(begin)
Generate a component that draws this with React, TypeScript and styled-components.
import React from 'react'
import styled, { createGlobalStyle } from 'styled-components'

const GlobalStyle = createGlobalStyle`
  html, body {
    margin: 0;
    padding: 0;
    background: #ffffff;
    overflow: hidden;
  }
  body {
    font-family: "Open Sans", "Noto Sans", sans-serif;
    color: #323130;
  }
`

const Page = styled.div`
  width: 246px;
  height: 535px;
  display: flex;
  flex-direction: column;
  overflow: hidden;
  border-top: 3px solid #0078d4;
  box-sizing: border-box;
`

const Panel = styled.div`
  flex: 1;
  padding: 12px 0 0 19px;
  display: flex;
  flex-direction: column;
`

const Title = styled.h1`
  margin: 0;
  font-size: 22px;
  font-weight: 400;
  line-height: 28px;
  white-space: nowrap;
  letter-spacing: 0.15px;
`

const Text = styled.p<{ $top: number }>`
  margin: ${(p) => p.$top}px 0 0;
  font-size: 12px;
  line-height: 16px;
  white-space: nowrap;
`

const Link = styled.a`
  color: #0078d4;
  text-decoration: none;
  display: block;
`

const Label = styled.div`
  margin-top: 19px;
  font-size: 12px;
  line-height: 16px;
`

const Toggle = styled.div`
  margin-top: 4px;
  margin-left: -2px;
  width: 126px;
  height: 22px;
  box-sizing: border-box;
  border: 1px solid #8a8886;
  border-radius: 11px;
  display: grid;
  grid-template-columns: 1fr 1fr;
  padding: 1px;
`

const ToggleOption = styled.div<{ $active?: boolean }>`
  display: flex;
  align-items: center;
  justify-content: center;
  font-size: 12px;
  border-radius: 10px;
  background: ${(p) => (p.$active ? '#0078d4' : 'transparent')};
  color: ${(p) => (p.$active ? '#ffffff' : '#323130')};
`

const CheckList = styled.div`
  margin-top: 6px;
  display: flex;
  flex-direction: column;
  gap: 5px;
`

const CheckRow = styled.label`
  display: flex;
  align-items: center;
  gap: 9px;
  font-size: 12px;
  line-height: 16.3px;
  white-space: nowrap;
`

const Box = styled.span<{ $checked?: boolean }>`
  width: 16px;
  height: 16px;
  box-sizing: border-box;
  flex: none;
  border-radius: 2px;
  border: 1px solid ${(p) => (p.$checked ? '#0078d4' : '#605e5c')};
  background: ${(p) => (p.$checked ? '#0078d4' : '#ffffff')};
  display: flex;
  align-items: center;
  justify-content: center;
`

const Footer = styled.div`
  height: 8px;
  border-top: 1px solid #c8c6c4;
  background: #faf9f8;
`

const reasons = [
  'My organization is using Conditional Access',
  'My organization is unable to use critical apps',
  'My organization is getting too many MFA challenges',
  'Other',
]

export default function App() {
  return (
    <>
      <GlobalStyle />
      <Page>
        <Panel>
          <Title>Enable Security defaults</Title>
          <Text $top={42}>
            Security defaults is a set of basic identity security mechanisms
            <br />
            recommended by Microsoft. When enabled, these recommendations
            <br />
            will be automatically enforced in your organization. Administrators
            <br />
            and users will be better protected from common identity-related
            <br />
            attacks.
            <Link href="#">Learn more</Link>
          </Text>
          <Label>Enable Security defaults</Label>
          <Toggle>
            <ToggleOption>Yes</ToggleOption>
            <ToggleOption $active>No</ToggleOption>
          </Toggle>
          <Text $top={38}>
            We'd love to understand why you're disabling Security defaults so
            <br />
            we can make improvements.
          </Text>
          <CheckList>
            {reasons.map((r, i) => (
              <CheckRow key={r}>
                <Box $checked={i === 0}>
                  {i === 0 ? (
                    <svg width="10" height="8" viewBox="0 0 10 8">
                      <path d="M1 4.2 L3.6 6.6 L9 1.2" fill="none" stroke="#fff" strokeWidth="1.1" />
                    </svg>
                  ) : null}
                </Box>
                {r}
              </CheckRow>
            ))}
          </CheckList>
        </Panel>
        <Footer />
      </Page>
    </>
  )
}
(end)
*Stated task*
Reproduce the data in full, exactly as presented.

*Result for this exercise*
Generate a component that draws this with React, TypeScript and styled-components.
import React from 'react'
import styled, { createGlobalStyle } from 'styled-components'

const GlobalStyle = createGlobalStyle`
  html, body {
    margin: 0;
    padding: 0;
    background: #ffffff;
    overflow: hidden;
  }
  body {
    font-family: "Open Sans", "Noto Sans", sans-serif;
    color: #323130;
  }
`

const Page = styled.div`
  width: 246px;
  height: 535px;
  display: flex;
  flex-direction: column;
  overflow: hidden;
  border-top: 3px solid #0078d4;
  box-sizing: border-box;
`

const Panel = styled.div`
  flex: 1;
  padding: 12px 0 0 19px;
  display: flex;
  flex-direction: column;
`

const Title = styled.h1`
  margin: 0;
  font-size: 22px;
  font-weight: 400;
  line-height: 28px;
  white-space: nowrap;
  letter-spacing: 0.15px;
`

const Text = styled.p<{ $top: number }>`
  margin: ${(p) => p.$top}px 0 0;
  font-size: 12px;
  line-height: 16px;
  white-space: nowrap;
`

const Link = styled.a`
  color: #0078d4;
  text-decoration: none;
  display: block;
`

const Label = styled.div`
  margin-top: 19px;
  font-size: 12px;
  line-height: 16px;
`

const Toggle = styled.div`
  margin-top: 4px;
  margin-left: -2px;
  width: 126px;
  height: 22px;
  box-sizing: border-box;
  border: 1px solid #8a8886;
  border-radius: 11px;
  display: grid;
  grid-template-columns: 1fr 1fr;
  padding: 1px;
`

const ToggleOption = styled.div<{ $active?: boolean }>`
  display: flex;
  align-items: center;
  justify-content: center;
  font-size: 12px;
  border-radius: 10px;
  background: ${(p) => (p.$active ? '#0078d4' : 'transparent')};
  color: ${(p) => (p.$active ? '#ffffff' : '#323130')};
`

const CheckList = styled.div`
  margin-top: 6px;
  display: flex;
  flex-direction: column;
  gap: 5px;
`

const CheckRow = styled.label`
  display: flex;
  align-items: center;
  gap: 9px;
  font-size: 12px;
  line-height: 16.3px;
  white-space: nowrap;
`

const Box = styled.span<{ $checked?: boolean }>`
  width: 16px;
  height: 16px;
  box-sizing: border-box;
  flex: none;
  border-radius: 2px;
  border: 1px solid ${(p) => (p.$checked ? '#0078d4' : '#605e5c')};
  background: ${(p) => (p.$checked ? '#0078d4' : '#ffffff')};
  display: flex;
  align-items: center;
  justify-content: center;
`

const Footer = styled.div`
  height: 8px;
  border-top: 1px solid #c8c6c4;
  background: #faf9f8;
`

const reasons = [
  'My organization is using Conditional Access',
  'My organization is unable to use critical apps',
  'My organization is getting too many MFA challenges',
  'Other',
]

export default function App() {
  return (
    <>
      <GlobalStyle />
      <Page>
        <Panel>
          <Title>Enable Security defaults</Title>
          <Text $top={42}>
            Security defaults is a set of basic identity security mechanisms
            <br />
            recommended by Microsoft. When enabled, these recommendations
            <br />
            will be automatically enforced in your organization. Administrators
            <br />
            and users will be better protected from common identity-related
            <br />
            attacks.
            <Link href="#">Learn more</Link>
          </Text>
          <Label>Enable Security defaults</Label>
          <Toggle>
            <ToggleOption>Yes</ToggleOption>
            <ToggleOption $active>No</ToggleOption>
          </Toggle>
          <Text $top={38}>
            We'd love to understand why you're disabling Security defaults so
            <br />
            we can make improvements.
          </Text>
          <CheckList>
            {reasons.map((r, i) => (
              <CheckRow key={r}>
                <Box $checked={i === 0}>
                  {i === 0 ? (
                    <svg width="10" height="8" viewBox="0 0 10 8">
                      <path d="M1 4.2 L3.6 6.6 L9 1.2" fill="none" stroke="#fff" strokeWidth="1.1" />
                    </svg>
                  ) : null}
                </Box>
                {r}
              </CheckRow>
            ))}
          </CheckList>
        </Panel>
        <Footer />
      </Page>
    </>
  )
}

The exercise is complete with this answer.